Looking round Lopuyo Primary School it is easy to see what a tough job headmaster Ghinno has. The classrooms are solidly built but minimally furnished. Blackboards are so worn that it is hard to make out the chalk lettering on them. Ghinno has only six teaching staff, so average class sizes when all the children attend are close to 100.

The early years of primary school are supposed to be taught in local languages, in line with Uganda’s national policies. But, the headmaster says, Karamoja has a huge shortage of locally trained teachers: he is an exception that proves the rule. All his staff come from other regions and speak only “broken” versions of the local language, he says.

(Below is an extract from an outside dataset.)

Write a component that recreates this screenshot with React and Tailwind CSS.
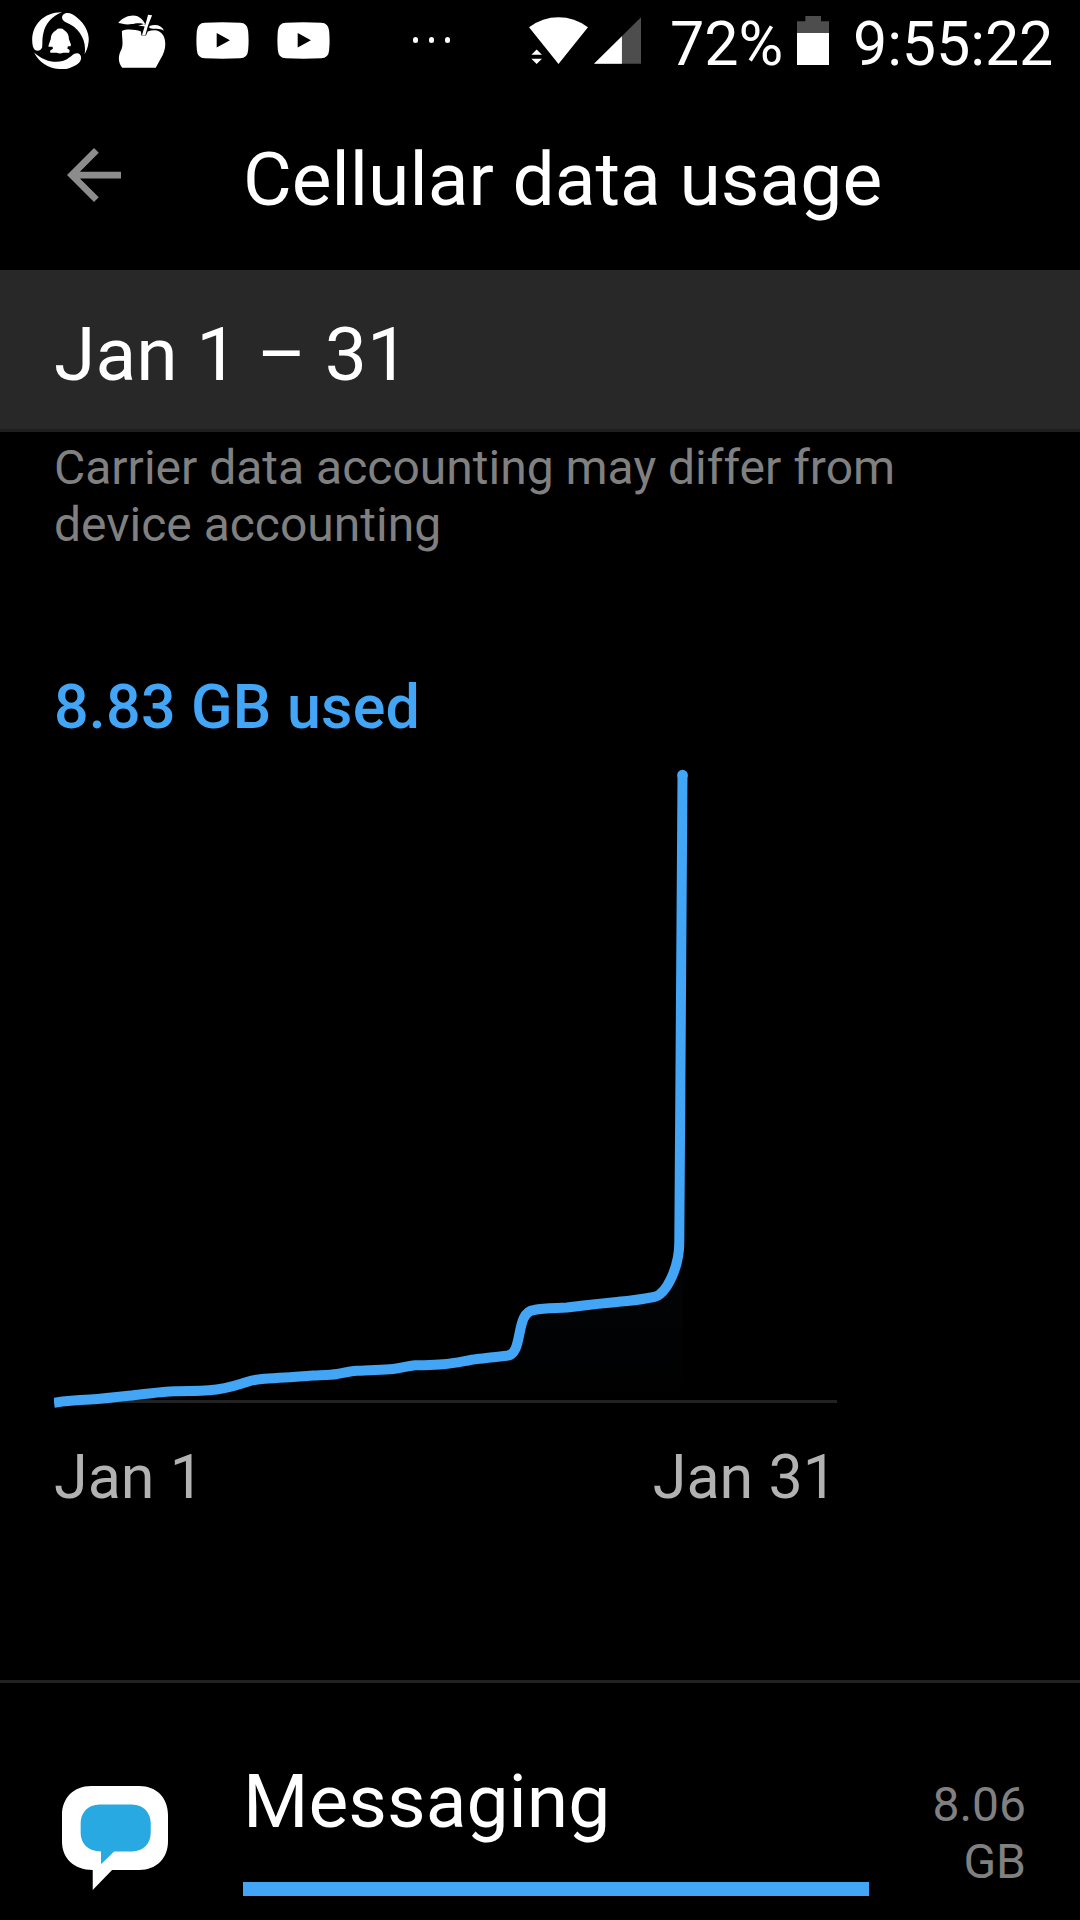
import clsx from 'clsx'

const APPS = [
  { name: 'Messaging', amount: '8.06', unit: 'GB', percent: 100 },
]

const LINE =
  'M54 1402.7 C65 1401 78 1400 90 1399.5 C107 1398.5 122 1396.5 140 1394.5 S162 1391.8 175 1391.3 S197 1391.3 209 1390.3 ' +
  'C221 1389.5 231 1387 242 1383.5 S252 1379.8 262 1379 S295 1377 313 1375.5 C325 1375 331 1375 337 1374 ' +
  'C345 1372.5 350 1371.3 357 1370.8 C370 1369.8 382 1370 393 1369 C402 1368 406 1366.2 415 1365.3 C424 1365 433 1365.3 443 1364.3 ' +
  'C455 1363.3 465 1360.8 477 1359 C487 1358 497 1356.6 507 1355.7 C524 1354.5 514.5 1312 534 1310 ' +
  'C545 1308 556 1308.3 567 1307.5 C587 1304.5 607 1303 627 1301 C636 1300 645 1298.8 654 1297 C666 1294.5 679.3 1268 679.3 1242 L682.5 775'

function RingBellIcon({ className }) {
  return (
    <svg viewBox="96 35 171 172" className={className} fill="currentColor">
      <path d="M186 36C133 35 97 72 96 118C96 134 99 145 104 149C111 155 123 151 126 142C128 131 125 119 130 98C136 70 156 47 186 36Z" />
      <path d="M191 42C202 33 218 40 232 52C259 74 270 104 266 127C264 142 260 153 254 162C262 122 238 82 199 67C186 62 182 50 191 42Z" />
      <path d="M102 157C124 178 158 191 188 183C205 178 213 168 222 162C236 154 247 166 243 178C240 191 222 200 202 206C160 213 119 193 102 157Z" />
      <path d="M169 89Q171 85 180 85Q190 85 192 89C202 95 207 104 207 117L213 133L212 138H204L202 145L209 150L208 158H190Q180 162 170 158H151L150 152L159 145L157 140H145L146 134L152 117C152 104 158 95 169 89Z" />
    </svg>
  )
}

function AppleIcon({ className }) {
  return (
    <svg viewBox="355 42 142 161" className={className} fill="currentColor">
      <path d="M355 69C372 48 403 40 420 53C428 59 433 65 436 74C420 66 407 70 395 72C378 75 365 70 355 69Z" />
      <path d="M444 44L456 46C452 58 446 70 442 83L436 105L426 105C431 87 439 67 444 44Z" />
      <path d="M432 72L441 82C430 77 422 78 414 78Z" />
      <path d="M448 78C467 71 485 76 492 92C477 84 463 89 448 84Z" />
      <path d="M366 93C380 86 404 88 423 94L424 106H438L443 94C465 86 482 91 490 107C499 127 497 151 482 175L467 202H367C353 184 355 165 365 147C371 131 366 114 366 93Z" />
    </svg>
  )
}

function VideoIcon({ className }) {
  return (
    <svg viewBox="588 65 159 112" className={className}>
      <path fill="#fff" d="M614 67Q667 64 721 67Q743 68 745 91Q748 121 745 151Q743 174 721 175Q667 178 614 175Q592 174 590 151Q587 121 590 91Q592 68 614 67Z" />
      <path d="M650 98L690 120L650 142Z" />
    </svg>
  )
}

function WifiIcon({ className }) {
  return (
    <svg viewBox="447 51 178 142" className={className} fill="currentColor">
      <path d="M447 82Q488 52 536 52Q584 52 625 82L536 193Z" />
      <path d="M454 165L470 149L486 165Z M454 177H486L470 193Z" />
    </svg>
  )
}

function SignalIcon({ className }) {
  return (
    <svg viewBox="641 50 143 142" className={className}>
      <path fill="#4d4d4d" d="M784 50V192H641Z" />
      <path fill="#fff" d="M726 108V192H641Z" />
    </svg>
  )
}

function BatteryIcon({ className }) {
  return (
    <svg viewBox="471 48 96 147" className={className}>
      <path fill="#4d4d4d" d="M496 48H543V64H567V100H471V64H496Z" />
      <path fill="#fff" d="M471 99H567V195H471Z" />
    </svg>
  )
}

function BackIcon({ className }) {
  return (
    <svg viewBox="4 4 16 16" className={className} fill="currentColor">
      <path d="M20 11H7.83l5.59-5.59L12 4l-8 8 8 8 1.41-1.41L7.83 13H20v-2z" />
    </svg>
  )
}

function MessagingIcon({ className }) {
  return (
    <svg viewBox="181 379 307 311" preserveAspectRatio="none" className={className}>
      <path fill="#fff" d="M265 379H405C455 379 488 415 488 465V545C488 595 455 630 405 630H326L270 690V630C215 630 181 595 181 545V465C181 415 215 379 265 379Z" />
      <path fill="#29a9e1" d="M290 434H383C418 434 438 460 438 490V519C438 550 418 575 383 575H332L294 613V575C255 575 235 550 235 519V490C235 460 255 434 290 434Z" />
    </svg>
  )
}

function StatusBar() {
  return (
    <div className="flex h-[88px] text-[61px] leading-[88px]">
      <RingBellIcon className="ml-8 mt-3 h-[57px] w-[57px] shrink-0" />
      <AppleIcon className="ml-[29px] mt-[14px] h-[54px] w-12 shrink-0" />
      <VideoIcon className="ml-[30px] mt-[22px] h-[37px] w-[53px] shrink-0" />
      <VideoIcon className="ml-7 mt-[22px] h-[37px] w-[53px] shrink-0" />
      <div className="ml-[83px] mt-[37px] flex h-[6px] shrink-0 gap-[11px]">
        {[0, 1, 2].map((i) => (
          <span key={i} className="h-[6px] w-[5px] rounded-full bg-white" />
        ))}
      </div>
      <WifiIcon className="ml-[79px] mt-[17px] h-[47px] w-[59px] shrink-0" />
      <SignalIcon className="ml-[6px] mt-[17px] h-[47px] w-[47px] shrink-0" />
      <span className="ml-[29px] w-[127px] shrink-0 whitespace-nowrap">72%</span>
      <BatteryIcon className="mt-4 h-[49px] w-8 shrink-0" />
      <span className="ml-6 whitespace-nowrap tracking-[-0.1px]">9:55:22</span>
    </div>
  )
}

function UsageChart() {
  return (
    <svg viewBox="54 760 783 660" className="ml-[54px] mt-[17px] block h-[660px] w-[783px]">
      <defs>
        <linearGradient id="area" x1="0" y1="1240" x2="0" y2="1400" gradientUnits="userSpaceOnUse">
          <stop offset="0" stopColor="#020609" />
          <stop offset="1" stopColor="#000" />
        </linearGradient>
      </defs>
      <path d={`${LINE} V1400 H54 Z`} fill="url(#area)" />
      <rect x="54" y="1400" width="783" height="3" fill="#222" />
      <path d={LINE} fill="none" stroke="#42a5f5" strokeWidth="10" strokeLinejoin="round" />
      <circle cx="682.5" cy="775" r="5.3" fill="#42a5f5" />
    </svg>
  )
}

function AppRow({ app, first }) {
  return (
    <div className={clsx('flex h-[237px]', first && 'border-t-[3px] border-[#222]')}>
      <MessagingIcon className="ml-[62px] mt-[103px] h-[104px] w-[106px] shrink-0" />
      <div className="ml-[75px] w-[626px] shrink-0">
        <div className="mt-[74px] text-[75px] leading-[88px]">{app.name}</div>
        <div className="mt-[37px] h-[14px]">
          <div className="h-full bg-[#42a5f5]" style={{ width: `${app.percent}%` }} />
        </div>
      </div>
      <div className="mr-[54px] mt-[93px] flex-1 text-right text-[48px] leading-[57px] text-[#808080]">
        <div>{app.amount}</div>
        <div>{app.unit}</div>
      </div>
    </div>
  )
}

export default function App() {
  return (
    <div className="h-[1920px] w-[1080px] overflow-hidden bg-black font-['Roboto',sans-serif] text-white">
      <StatusBar />

      <header className="flex h-[182px] items-center">
        <BackIcon className="mb-2 ml-[67px] h-[54px] w-[54px] text-[#8c8c8c]" />
        <h1 className="ml-[122px] text-[75px] leading-[88px]">Cellular data usage</h1>
      </header>

      {/* Billing cycle */}
      <div className="h-[162px] border-b-[3px] border-[#1f1f1f] bg-[#282828] pl-[54px] pt-[40px] text-[75px] leading-[88px]">
        Jan 1 – 31
      </div>

      <p className="ml-[54px] mt-[7px] w-[900px] text-[48px] leading-[57px] text-[#808080]">
        Carrier data accounting may differ from device accounting
      </p>

      <div className="ml-[54px] mt-[118px] text-[61px] font-medium leading-[72px] tracking-[0.2px] text-[#42a5f5]">
        8.83 GB used
      </div>

      <UsageChart />

      <div className="ml-[54px] mt-[21px] flex w-[783px] justify-between text-[61px] leading-[72px] text-[#b2b2b2]">
        <span>Jan 1</span>
        <span>Jan 31</span>
      </div>

      <div className="mt-[167px]">
        {APPS.map((app, i) => (
          <AppRow key={app.name} app={app} first={i === 0} />
        ))}
      </div>
    </div>
  )
}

Yet if all of this makes formal education an unattractive option for parents, attitudes may yet change. Karamoja, enjoying a fragile respite from years of gun violence associated with cattle raiding, is no longer a pristine, ‘traditional’ pastoralist society. As livelihoods change so do lifestyles. According to Ghinno “People are seeing now that the cows have gone and there’s nothing to do at home. So the only way is to educate the child.”

But incentives, in the form of economic opportunities, will likely also prove necessary.

The small town of Kotido, ten kilometres from Lopuyo, boasts a sprinkling of new, small businesses: bars and restaurants catering largely to government and NGO staff, shops selling airtime and cellphones, carpentry and metal workshops. The town is not quite bustling, but does seem set to grow. Yet many of the new businesses have been established by entrepreneurs from neighbouring regions of Uganda. This is not necessarily a bad thing but, as the region opens up and becomes more closely integrated into the rest of the nation, education, including vocational education, will be important to ensure that local youngsters are not locked out of new opportunities.